:: Data records ::

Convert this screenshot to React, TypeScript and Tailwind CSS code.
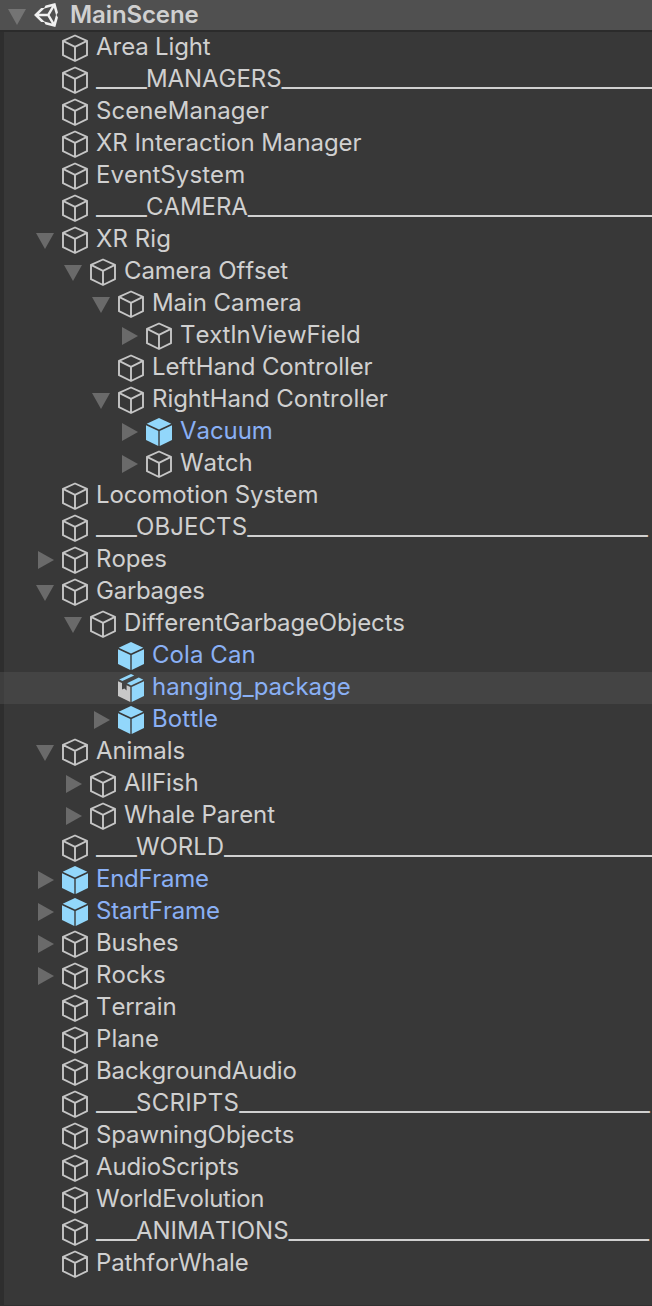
type Kind = "object" | "prefab" | "model";
type Arrow = "open" | "closed" | "none";
type Spacing = "tight" | "snug" | "normal" | "loose" | "wide";

interface Item {
  label: string;
  depth: number;
  kind?: Kind;
  arrow?: Arrow;
  hovered?: boolean;
  lead?: number;
  trail?: number;
  spacing?: Spacing;
}

const items: Item[] = [
  { label: "Area Light", depth: 0, spacing: "snug" },
  { label: "MANAGERS", depth: 0, lead: 5, trail: 37 },
  { label: "SceneManager", depth: 0, spacing: "loose" },
  { label: "XR Interaction Manager", depth: 0 },
  { label: "EventSystem", depth: 0, spacing: "loose" },
  { label: "CAMERA", depth: 0, lead: 5, trail: 41 },
  { label: "XR Rig", depth: 0, arrow: "open", spacing: "loose" },
  { label: "Camera Offset", depth: 1, arrow: "open", spacing: "snug" },
  { label: "Main Camera", depth: 2, arrow: "open" },
  { label: "TextInViewField", depth: 3, arrow: "closed" },
  { label: "LeftHand Controller", depth: 2, spacing: "snug" },
  { label: "RightHand Controller", depth: 2, arrow: "open" },
  { label: "Vacuum", depth: 3, arrow: "closed", kind: "prefab" },
  { label: "Watch", depth: 3, arrow: "closed" },
  { label: "Locomotion System", depth: 0, spacing: "snug" },
  { label: "OBJECTS", depth: 0, lead: 4, trail: 40, spacing: "loose" },
  { label: "Ropes", depth: 0, arrow: "closed" },
  { label: "Garbages", depth: 0, arrow: "open", spacing: "snug" },
  { label: "DifferentGarbageObjects", depth: 1, arrow: "open", spacing: "snug" },
  { label: "Cola Can", depth: 2, kind: "prefab", spacing: "loose" },
  { label: "hanging_package", depth: 2, kind: "model", hovered: true },
  { label: "Bottle", depth: 2, arrow: "closed", kind: "prefab", spacing: "loose" },
  { label: "Animals", depth: 0, arrow: "open" },
  { label: "AllFish", depth: 1, arrow: "closed" },
  { label: "Whale Parent", depth: 1, arrow: "closed" },
  { label: "WORLD", depth: 0, lead: 4, trail: 43 },
  { label: "EndFrame", depth: 0, arrow: "closed", kind: "prefab", spacing: "tight" },
  { label: "StartFrame", depth: 0, arrow: "closed", kind: "prefab", spacing: "snug" },
  { label: "Bushes", depth: 0, arrow: "closed", spacing: "snug" },
  { label: "Rocks", depth: 0, arrow: "closed", spacing: "loose" },
  { label: "Terrain", depth: 0 },
  { label: "Plane", depth: 0, spacing: "loose" },
  { label: "BackgroundAudio", depth: 0, spacing: "snug" },
  { label: "SCRIPTS", depth: 0, lead: 4, trail: 41, spacing: "wide" },
  { label: "SpawningObjects", depth: 0 },
  { label: "AudioScripts", depth: 0, spacing: "snug" },
  { label: "WorldEvolution", depth: 0, spacing: "tight" },
  { label: "ANIMATIONS", depth: 0, lead: 4, trail: 36 },
  { label: "PathforWhale", depth: 0, spacing: "snug" },
];

const indents = ["pl-9", "pl-16", "pl-[92px]", "pl-[120px]"];

const spacings: Record<Spacing, string> = {
  tight: "tracking-[-0.28px]",
  snug: "tracking-[-0.15px]",
  normal: "tracking-[-0.06px]",
  loose: "tracking-[0.08px]",
  wide: "tracking-[0.3px]",
};

function Foldout({ arrow = "none" }: { arrow?: Arrow }) {
  return (
    <svg className="h-8 w-[26px] shrink-0" viewBox="0 0 26 32" fill="#6a6a6a">
      {arrow === "open" && <path d="M0 9h18L9 25z" />}
      {arrow === "closed" && <path d="M2 7v18l16-9z" />}
    </svg>
  );
}

function ItemIcon({ kind = "object" }: { kind?: Kind }) {
  return (
    <svg className="h-8 w-[26px] shrink-0" viewBox="0 0 26 32">
      {kind === "object" && (
        <path
          d="M13 3.5 25 8.8v14.4L13 29 1 23.2V8.8zM1 8.8l12 6L25 8.8M13 14.8V29"
          fill="none"
          stroke="#c6c6c6"
          strokeWidth="1.9"
          strokeLinejoin="round"
        />
      )}
      {kind === "prefab" && (
        <g fill="#92d7fb">
          <path d="M13 2 25.3 7.8 13 13.6.7 7.8z" />
          <path d="M0 9.2 12.3 15v15L0 24z" />
          <path d="M26 9.2 13.7 15v15L26 24z" />
        </g>
      )}
      {kind === "model" && (
        <>
          <path d="M0 9.2 4 11.1v6.4l2.4-1.1 2.2 2.2v-5.4l3.7 1.8v15L0 24z" fill="#c8c8c8" />
          <g fill="#92d7fb">
            <path d="M1.2 7.6 13 2l3.2 1.5L4.4 9.1z" />
            <path d="M9 11.2 20.8 5.6l4.5 2.2L13 13.5z" />
            <path d="M26 9.2 13.7 15v15L26 24z" />
          </g>
        </>
      )}
    </svg>
  );
}

function Underscores({ count }: { count: number }) {
  return <span className="tracking-[-0.95px]">{"_".repeat(count)}</span>;
}

function Row({ item }: { item: Item }) {
  const color = item.kind ? "text-[#8ab0f5]" : "text-[#d0d0d0]";
  return (
    <div
      className={`flex h-8 items-start border-l-4 ${indents[item.depth - 0]} ${
        item.hovered ? "border-[#3e3e3e] bg-[#444444]" : "border-[#2e2e2e]"
      }`}
    >
      <div className="-ml-1 flex">
        <Foldout arrow={item.arrow} />
        <ItemIcon kind={item.kind} />
        <span
          className={`ml-2 text-2xl leading-[30px] whitespace-pre [font-kerning:none] ${color} ${
            spacings[item.spacing ?? "normal"]
          }`}
        >
          {item.lead && <Underscores count={item.lead} />}
          {item.label}
          {item.trail && <Underscores count={item.trail} />}
        </span>
      </div>
    </div>
  );
}

export default function App() {
  return (
    <div className="flex h-[1306px] w-[652px] flex-col overflow-hidden bg-[#383838] font-['Inter',sans-serif]">
      <header className="flex h-8 shrink-0 items-start border-b-2 border-[#2b2b2b] bg-[#505050] pl-2">
        <svg className="h-[30px] w-[26px] shrink-0" viewBox="0 0 26 30" fill="#747474">
          <path d="M0 9h18L9 25z" />
        </svg>
        <svg className="mt-[3px] size-6 shrink-0" viewBox="15 14 484 484" fill="#f0f0f0">
          <path d="M498.11 206.4 445.31 14.72 248.2 66.08 219 116.14l-59.2-.43L15.67 256 159.8 396.28l59.2-.43 29.2 50.06 197.11 51.36 52.8-191.62-30-49.63zM223.77 124.2 374.55 86.51 288 232.33H114.87zm0 263.63L114.87 279.71H288l86.55 145.81zm193 14L330.17 256l86.58-145.84L458.56 256z" />
        </svg>
        <h1 className="ml-3 text-2xl leading-[30px] font-semibold tracking-[-0.1px] text-[#d0d0d0]">MainScene</h1>
      </header>
      <main className="flex grow flex-col border-b border-[#303030]">
        {items.map((item) => (
          <Row key={item.label} item={item} />
        ))}
        <div className="grow border-l-4 border-[#2e2e2e]" />
      </main>
    </div>
  );
}
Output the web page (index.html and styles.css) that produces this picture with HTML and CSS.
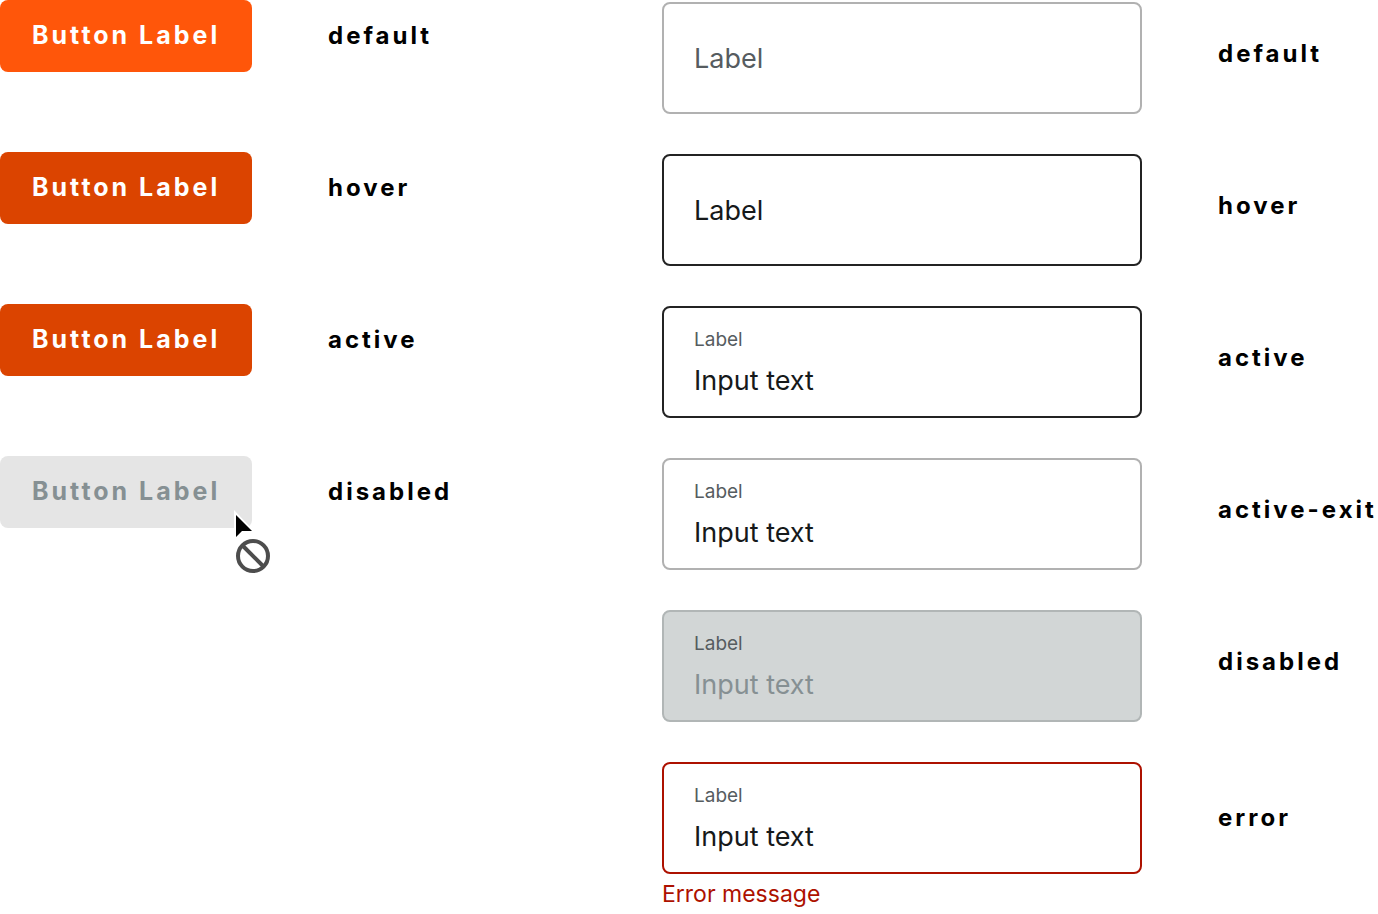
FILE: index.html
```html
<!DOCTYPE html>
<html lang="en">

<head>
    <meta charset="UTF-8">
    <meta name="viewport" content="width=device-width, initial-scale=1.0">
    <title>Button and Input States</title>
    <link rel="stylesheet" href="styles.css">
</head>

<body>

    <main class="states">

        <!-- Buttons -->
        <section class="buttons">
            <div class="button-row">
                <button type="button" class="btn">Button Label</button>
                <span class="state">default</span>
            </div>

            <div class="button-row">
                <button type="button" class="btn btn-hover">Button Label</button>
                <span class="state">hover</span>
            </div>

            <div class="button-row">
                <button type="button" class="btn btn-active">Button Label</button>
                <span class="state">active</span>
            </div>

            <div class="button-row">
                <button type="button" class="btn" disabled>Button Label</button>
                <span class="state">disabled</span>

                <svg class="cursor" viewBox="0 0 44 70" aria-hidden="true">
                    <path d="M4 4V35L12 27H26Z" fill="#fff" />
                    <path d="M6 9V31L12 25H22Z" fill="#000" />
                    <circle cx="23" cy="50" r="15" fill="#fff" stroke="#4d4d4d" stroke-width="4" />
                    <path d="M12.500 39.500L33.500 60.500" stroke="#4d4d4d" stroke-width="4" />
                </svg>
            </div>
        </section>

        <!-- Inputs -->
        <section class="inputs">
            <div class="input-row">
                <div class="field">
                    <input type="text" id="default" placeholder="Label" aria-label="Label">
                </div>
                <span class="state">default</span>
            </div>

            <div class="input-row">
                <div class="field field-hover">
                    <input type="text" id="hover" placeholder="Label" aria-label="Label">
                </div>
                <span class="state">hover</span>
            </div>

            <div class="input-row">
                <div class="field field-active">
                    <label for="active">Label</label>
                    <input type="text" id="active" value="Input text">
                </div>
                <span class="state">active</span>
            </div>

            <div class="input-row">
                <div class="field">
                    <label for="exit">Label</label>
                    <input type="text" id="exit" value="Input text">
                </div>
                <span class="state">active-exit</span>
            </div>

            <div class="input-row">
                <div class="field field-disabled">
                    <label for="disabled">Label</label>
                    <input type="text" id="disabled" value="Input text" disabled>
                </div>
                <span class="state">disabled</span>
            </div>

            <div class="input-row">
                <div>
                    <div class="field field-error">
                        <label for="error">Label</label>
                        <input type="text" id="error" value="Input text" aria-describedby="message">
                    </div>
                    <p class="message" id="message">Error message</p>
                </div>
                <span class="state state-error">error</span>
            </div>
        </section>

    </main>

</body>

</html>
```
FILE: styles.css
```css
* {
    box-sizing: border-box;
}

body {
    margin: 0;
    background-color: #fff;
    color: #000;
    font-family: Inter, "Liberation Sans", sans-serif;
}

.states {
    display: grid;
    grid-template-columns: 1fr 716px;
    align-items: start;
}

.buttons {
    display: grid;
    gap: 80px;
}

.button-row {
    display: flex;
    align-items: center;
    gap: 76px;
    position: relative;
}

.state {
    font-size: 24px;
    font-weight: 700;
    line-height: 32px;
    letter-spacing: 3px;
    white-space: nowrap;
}

.btn {
    width: 252px;
    height: 72px;
    padding: 0 0 2px 32px;
    border: none;
    border-radius: 8px;
    background-color: #ff560a;
    color: #fff;
    font-family: inherit;
    font-size: 25px;
    font-weight: 700;
    letter-spacing: 3px;
    text-align: left;
    white-space: nowrap;
    cursor: pointer;
}

.btn:hover,
.btn-hover,
.btn-active {
    background-color: #db4400;
}

.btn:disabled {
    background-color: #e5e5e5;
    color: #869093;
    cursor: not-allowed;
}

/* pointer lying over the disabled button */
.cursor {
    position: absolute;
    top: 50px;
    left: 230px;
    width: 44px;
    height: 70px;
}

.inputs {
    display: grid;
    gap: 40px;
    padding-top: 2px;
}

.input-row {
    display: grid;
    grid-template-columns: 480px 1fr;
    column-gap: 76px;
    align-items: start;
}

.input-row .state {
    padding-top: 36px;
}

.input-row .state-error {
    padding-top: 40px;
}

.field {
    display: flex;
    flex-direction: column;
    justify-content: center;
    height: 112px;
    padding: 0 30px;
    border: 2px solid #b1b1b1;
    border-radius: 8px;
}

.field label {
    color: #565c60;
    font-size: 19px;
    line-height: 24px;
}

.field input {
    width: 100%;
    height: 32px;
    padding: 0;
    border: none;
    outline: none;
    background-color: transparent;
    color: #16191a;
    font-family: inherit;
    font-size: 27px;
}

.field label + input {
    margin-top: 12px;
}

.field input::placeholder {
    color: #565c60;
    opacity: 1;
}

.field-hover,
.field-active {
    border-color: #232323;
}

.field-hover input::placeholder {
    color: #16191a;
}

.field-disabled {
    border-color: #b1b6b6;
    background-color: #d2d6d6;
}

.field-disabled input {
    color: #869093;
}

.field-error {
    border-color: #ad1100;
}

.message {
    margin: 4px 0 0;
    color: #ad1100;
    font-size: 23px;
    line-height: 32px;
}
```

:::

The problem: Copy each line of the listing in which the word "styles" can be found.

Correct output:
Output the web page (index.html and styles.css) that produces this picture with HTML and CSS.
    <link rel="stylesheet" href="styles.css">
FILE: styles.css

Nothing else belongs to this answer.